Loch Ericht is a popular lake with anglers. The loch has plenty of wild brown trout averaging eight ounces (0.2 kg) and also ferox trout weighing up to 10 pounds (3.7 kg). Char also make the lake their home. Bank fishing and fly fishing are the most common methods for landing fish from the deep waters of the loch. The average depth of the lake is 199 feet (60.7 m) with a maximum depth of 512 feet (156 m). Canoes, kayaks, pontoon boats, sailboats and small motorboats also share the crystal, clear water.
Loch Ericht is unique in that it is dammed at both ends. The southern end is linked to a hydro-electric power station at Loch Rannoch by the four-mile long River Ericht. The dam at the northern end protects the village of Dalwhinnie from flooding. Dalwhinnie sits just at the head of Loch Ericht where it meets with Glen Truim, one of Scotland's major glens. The name Dalwhinnie means meeting place, which refers to the meeting of ancient cattle drovers' routes through the mountains. The village is best known for its malt distillery, and visitors will find a visitor center and distillery tours of interest. The distillery produces single malt Scotch whisky classified among the Highland Single Malts. The distillery was founded with the name of the town in the late 1890s. The site was chosen for its access to clear spring water and abundant peat from the surrounding bogs. A railroad station can also be found in Dalwhinnie. Constructed in 1863, the station is a highlight with tourists visiting the many small villages in the area.
Accommodations on Loch Ericht can be found in Dalwhinnie. The charming, mountain town features an historic inn, several hotels, and a number of self-catering options. The towns of Aviemore, Kingussie and Newtonmore, northeast of Loch Ericht, offer additional vacation rentals, holiday cottages, and mountain lodges. All of these towns can be visited by car or train, and golfers will find beautiful golf courses in the towns of Kingussie and Newtonmore.
Surrounded by splendid mountain scenery, Loch Ericht has much to offer the outdoor enthusiast. For those who like to hike and climb, Ben Alder Mountain at 3,766 feet (1,148 m) and Geal Charn at 3,714 feet (1,132 m) offer trails and scenic areas for an incredible view of the countryside. Hunting is allowed in the Ben Alder Forest area. The extensive native woodland and varied mountain terrain create a habitat rich in wildlife. Deer, eagles, and native red squirrels, mountain hares, and pine martins are common sites along the wilderness trails.

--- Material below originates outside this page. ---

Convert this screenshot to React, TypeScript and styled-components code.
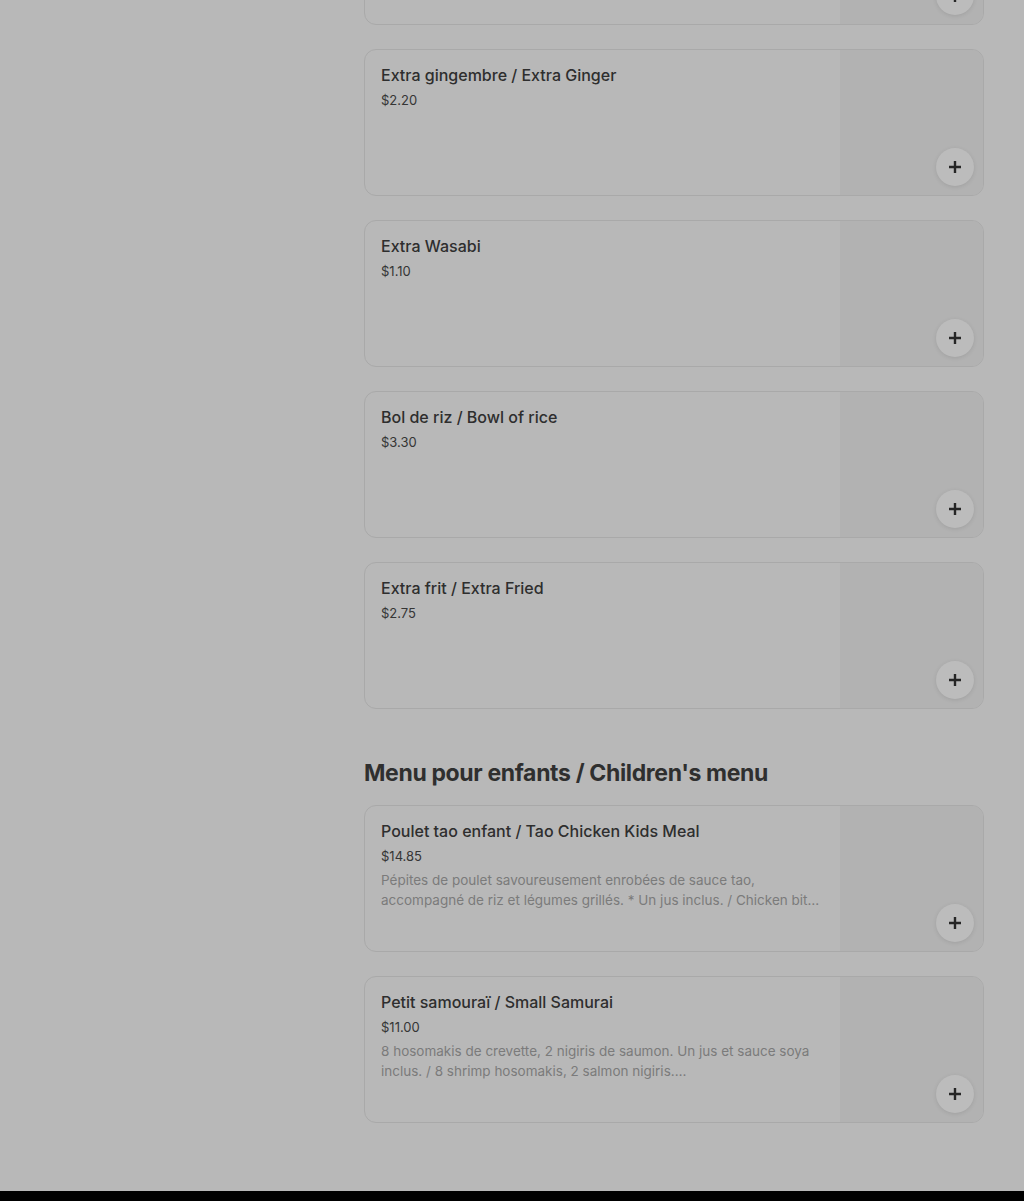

For an interesting day trip, visitors to Loch Ericht can explore the bustling resort town of Aviemore which offers a multitude of activities ranging from snow skiing in the winter, to walking, climbing, and mountain biking in the summer. Regular visitors to Aviemore include Prince Charles and Princess Anne. Just west of Aviemore sits Loch Ness, the largest body of freshwater in the UK and home to the legendary Loch Ness Monster.
West of the southern end of Loch Ericht is Fort William, the largest town in the West Highlands of Scotland. The town is close to the beautiful Glen Nevis, Ben Nevis and Nevis ski range, the highest mountain and ski area in the British Isles. The area has a number of skiing and snowboarding facilities and a gondola which operates year round. The town is also well known for its famous downhill mountain bike track and its connection to the Great Glen Way. From June to October, visitors can take a day trip on the Jacobite steam train from Fort William to Mallaig, passing over the famous Glenfinnan viaduct seen in the "Harry Potter" films.
Whether you enjoy walking, mountain biking, golfing, fishing, skiing, or just taking it easy in one of the most beautiful and secluded places on earth, Loch Ericht offers all these activities within a short cycle or drive away. Located near several large lochs and many charming mountain communities, Loch Ericht is the perfect starting point from which to explore the variety of Scottish Highland country pursuits against the stunning back-drop of the Ben Alder Mountains.